» To be done
Filter out everything except lines holding "components".

>>>

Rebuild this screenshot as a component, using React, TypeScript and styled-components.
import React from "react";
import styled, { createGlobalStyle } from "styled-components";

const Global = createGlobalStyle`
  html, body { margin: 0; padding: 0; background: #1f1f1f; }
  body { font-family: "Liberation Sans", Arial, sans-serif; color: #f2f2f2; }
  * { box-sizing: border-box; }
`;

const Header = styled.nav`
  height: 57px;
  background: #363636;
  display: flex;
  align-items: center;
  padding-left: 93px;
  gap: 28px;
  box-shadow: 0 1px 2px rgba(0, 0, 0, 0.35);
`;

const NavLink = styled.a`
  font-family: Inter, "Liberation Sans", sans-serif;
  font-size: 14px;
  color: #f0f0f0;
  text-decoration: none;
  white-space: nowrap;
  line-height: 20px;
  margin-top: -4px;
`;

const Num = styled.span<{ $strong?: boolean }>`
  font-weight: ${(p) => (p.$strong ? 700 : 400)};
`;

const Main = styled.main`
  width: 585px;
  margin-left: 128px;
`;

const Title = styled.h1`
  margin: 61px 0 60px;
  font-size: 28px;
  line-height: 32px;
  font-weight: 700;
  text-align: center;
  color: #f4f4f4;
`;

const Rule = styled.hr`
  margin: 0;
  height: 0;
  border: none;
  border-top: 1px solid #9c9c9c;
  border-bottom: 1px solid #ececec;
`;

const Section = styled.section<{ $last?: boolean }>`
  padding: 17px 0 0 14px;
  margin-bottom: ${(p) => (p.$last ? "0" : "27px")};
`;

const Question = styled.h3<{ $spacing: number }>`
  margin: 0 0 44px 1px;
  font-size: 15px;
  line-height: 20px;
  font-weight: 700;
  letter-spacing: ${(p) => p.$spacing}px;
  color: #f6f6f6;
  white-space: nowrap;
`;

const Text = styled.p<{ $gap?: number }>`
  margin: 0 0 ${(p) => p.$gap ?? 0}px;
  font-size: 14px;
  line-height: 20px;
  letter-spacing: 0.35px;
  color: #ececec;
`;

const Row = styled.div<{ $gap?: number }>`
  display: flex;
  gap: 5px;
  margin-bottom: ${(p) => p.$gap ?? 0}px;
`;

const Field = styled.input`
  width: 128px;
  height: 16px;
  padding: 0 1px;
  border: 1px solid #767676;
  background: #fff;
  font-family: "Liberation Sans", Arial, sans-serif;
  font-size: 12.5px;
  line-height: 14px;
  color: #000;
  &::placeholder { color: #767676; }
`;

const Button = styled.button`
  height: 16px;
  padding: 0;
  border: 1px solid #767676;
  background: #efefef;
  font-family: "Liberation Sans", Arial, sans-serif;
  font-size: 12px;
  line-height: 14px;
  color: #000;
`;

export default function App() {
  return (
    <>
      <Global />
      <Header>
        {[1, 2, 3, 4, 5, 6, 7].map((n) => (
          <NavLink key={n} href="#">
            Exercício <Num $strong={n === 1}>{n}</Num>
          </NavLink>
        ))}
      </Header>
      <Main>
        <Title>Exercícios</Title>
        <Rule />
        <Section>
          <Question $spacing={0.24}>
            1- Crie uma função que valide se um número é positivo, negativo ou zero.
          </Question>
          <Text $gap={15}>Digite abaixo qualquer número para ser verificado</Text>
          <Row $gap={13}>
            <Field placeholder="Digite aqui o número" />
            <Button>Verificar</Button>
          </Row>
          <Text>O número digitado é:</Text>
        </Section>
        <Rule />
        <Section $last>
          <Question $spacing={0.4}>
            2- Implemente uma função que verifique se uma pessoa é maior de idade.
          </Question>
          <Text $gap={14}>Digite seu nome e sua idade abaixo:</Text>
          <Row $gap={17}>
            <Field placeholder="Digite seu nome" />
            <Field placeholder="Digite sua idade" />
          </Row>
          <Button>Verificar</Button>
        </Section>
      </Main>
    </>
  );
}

<<<
>>>

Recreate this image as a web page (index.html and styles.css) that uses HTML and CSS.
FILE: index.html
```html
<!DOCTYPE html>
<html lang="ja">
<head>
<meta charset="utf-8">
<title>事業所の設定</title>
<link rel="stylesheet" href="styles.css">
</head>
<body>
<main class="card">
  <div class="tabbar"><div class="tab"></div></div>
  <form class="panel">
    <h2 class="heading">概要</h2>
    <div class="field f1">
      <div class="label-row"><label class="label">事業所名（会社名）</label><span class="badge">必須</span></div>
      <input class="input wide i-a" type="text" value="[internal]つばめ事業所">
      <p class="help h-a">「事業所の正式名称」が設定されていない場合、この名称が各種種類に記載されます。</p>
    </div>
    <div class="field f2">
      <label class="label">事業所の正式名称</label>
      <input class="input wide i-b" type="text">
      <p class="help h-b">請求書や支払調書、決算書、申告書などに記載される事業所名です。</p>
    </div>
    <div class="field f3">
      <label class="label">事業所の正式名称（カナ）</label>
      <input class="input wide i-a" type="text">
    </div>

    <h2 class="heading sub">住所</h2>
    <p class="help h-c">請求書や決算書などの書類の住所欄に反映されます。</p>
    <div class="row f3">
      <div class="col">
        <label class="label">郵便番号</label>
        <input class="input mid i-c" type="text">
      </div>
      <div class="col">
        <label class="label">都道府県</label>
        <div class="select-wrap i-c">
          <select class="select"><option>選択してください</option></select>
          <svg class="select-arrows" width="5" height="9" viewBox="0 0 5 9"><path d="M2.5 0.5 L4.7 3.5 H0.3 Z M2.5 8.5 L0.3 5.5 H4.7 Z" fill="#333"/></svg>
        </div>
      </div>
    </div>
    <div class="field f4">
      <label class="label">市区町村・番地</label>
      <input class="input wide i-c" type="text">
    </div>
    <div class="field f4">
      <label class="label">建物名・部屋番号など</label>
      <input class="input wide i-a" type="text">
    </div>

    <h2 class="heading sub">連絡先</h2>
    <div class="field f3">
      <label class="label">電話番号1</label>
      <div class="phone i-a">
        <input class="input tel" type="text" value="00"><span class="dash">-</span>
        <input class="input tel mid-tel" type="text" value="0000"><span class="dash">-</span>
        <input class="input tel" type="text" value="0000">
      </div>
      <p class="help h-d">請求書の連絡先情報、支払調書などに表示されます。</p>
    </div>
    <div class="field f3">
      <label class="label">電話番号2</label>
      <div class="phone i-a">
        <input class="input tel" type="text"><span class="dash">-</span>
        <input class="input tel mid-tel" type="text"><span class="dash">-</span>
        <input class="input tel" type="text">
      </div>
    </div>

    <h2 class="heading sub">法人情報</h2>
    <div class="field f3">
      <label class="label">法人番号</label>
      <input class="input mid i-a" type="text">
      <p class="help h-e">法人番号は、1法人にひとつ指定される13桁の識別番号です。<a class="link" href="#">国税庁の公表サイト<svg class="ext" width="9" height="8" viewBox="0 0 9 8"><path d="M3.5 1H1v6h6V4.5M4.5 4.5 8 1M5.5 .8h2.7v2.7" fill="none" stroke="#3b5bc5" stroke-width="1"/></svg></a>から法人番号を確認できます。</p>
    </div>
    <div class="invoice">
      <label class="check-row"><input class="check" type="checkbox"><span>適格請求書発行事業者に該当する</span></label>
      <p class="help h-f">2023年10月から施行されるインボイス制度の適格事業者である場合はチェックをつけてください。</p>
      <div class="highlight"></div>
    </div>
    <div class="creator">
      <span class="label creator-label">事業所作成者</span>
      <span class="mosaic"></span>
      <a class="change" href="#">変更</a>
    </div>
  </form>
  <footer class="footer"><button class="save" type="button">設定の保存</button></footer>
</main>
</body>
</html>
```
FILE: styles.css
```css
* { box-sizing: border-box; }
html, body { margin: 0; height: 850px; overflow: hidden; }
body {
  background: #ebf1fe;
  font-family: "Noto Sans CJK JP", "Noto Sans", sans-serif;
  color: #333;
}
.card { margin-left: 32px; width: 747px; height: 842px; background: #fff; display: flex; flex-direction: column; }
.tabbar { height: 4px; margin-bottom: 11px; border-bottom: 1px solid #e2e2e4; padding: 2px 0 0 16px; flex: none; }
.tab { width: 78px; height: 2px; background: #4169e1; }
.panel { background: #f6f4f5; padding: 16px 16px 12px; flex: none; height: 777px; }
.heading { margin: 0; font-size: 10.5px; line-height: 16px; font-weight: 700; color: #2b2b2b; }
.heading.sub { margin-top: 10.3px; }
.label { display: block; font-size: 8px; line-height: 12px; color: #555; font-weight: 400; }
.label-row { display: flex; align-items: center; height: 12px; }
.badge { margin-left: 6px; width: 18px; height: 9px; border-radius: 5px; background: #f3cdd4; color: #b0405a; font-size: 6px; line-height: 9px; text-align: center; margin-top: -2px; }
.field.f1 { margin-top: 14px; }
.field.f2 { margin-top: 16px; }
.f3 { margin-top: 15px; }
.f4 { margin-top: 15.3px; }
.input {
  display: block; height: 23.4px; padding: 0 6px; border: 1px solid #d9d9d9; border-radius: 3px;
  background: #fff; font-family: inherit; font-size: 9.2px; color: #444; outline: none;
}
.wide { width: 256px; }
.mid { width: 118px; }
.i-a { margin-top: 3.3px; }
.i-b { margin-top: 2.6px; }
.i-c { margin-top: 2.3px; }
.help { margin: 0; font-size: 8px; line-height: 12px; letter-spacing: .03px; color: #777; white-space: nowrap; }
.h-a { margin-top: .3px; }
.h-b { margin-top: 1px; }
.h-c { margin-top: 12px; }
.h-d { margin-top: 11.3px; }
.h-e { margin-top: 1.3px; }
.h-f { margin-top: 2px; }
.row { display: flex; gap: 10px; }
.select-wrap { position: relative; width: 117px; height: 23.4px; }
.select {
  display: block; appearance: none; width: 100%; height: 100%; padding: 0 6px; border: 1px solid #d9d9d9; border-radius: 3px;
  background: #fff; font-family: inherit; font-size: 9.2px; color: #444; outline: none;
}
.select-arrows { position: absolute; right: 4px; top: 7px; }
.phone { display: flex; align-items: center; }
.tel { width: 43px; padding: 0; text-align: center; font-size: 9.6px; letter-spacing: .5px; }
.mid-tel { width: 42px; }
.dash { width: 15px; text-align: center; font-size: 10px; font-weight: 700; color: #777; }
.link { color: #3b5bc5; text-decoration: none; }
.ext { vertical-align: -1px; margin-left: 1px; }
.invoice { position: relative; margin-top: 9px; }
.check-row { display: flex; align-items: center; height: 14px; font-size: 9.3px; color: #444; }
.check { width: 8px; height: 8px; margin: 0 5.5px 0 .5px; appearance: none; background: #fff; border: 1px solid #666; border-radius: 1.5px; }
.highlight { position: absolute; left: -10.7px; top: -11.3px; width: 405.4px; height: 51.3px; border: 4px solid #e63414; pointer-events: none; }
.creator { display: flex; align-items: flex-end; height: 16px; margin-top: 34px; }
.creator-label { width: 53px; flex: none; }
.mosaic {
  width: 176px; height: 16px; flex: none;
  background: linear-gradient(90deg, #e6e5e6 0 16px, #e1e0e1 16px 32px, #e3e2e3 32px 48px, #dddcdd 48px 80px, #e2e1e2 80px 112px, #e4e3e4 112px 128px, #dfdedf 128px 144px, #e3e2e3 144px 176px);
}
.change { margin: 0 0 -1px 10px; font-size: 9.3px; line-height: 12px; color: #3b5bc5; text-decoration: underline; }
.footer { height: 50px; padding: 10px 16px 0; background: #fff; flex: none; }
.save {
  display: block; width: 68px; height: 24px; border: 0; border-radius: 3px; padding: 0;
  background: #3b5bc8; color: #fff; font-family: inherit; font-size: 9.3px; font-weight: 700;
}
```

<<<

» Problem solution
Rebuild this screenshot as a component, using React, TypeScript and styled-components.
import styled, { createGlobalStyle } from "styled-components";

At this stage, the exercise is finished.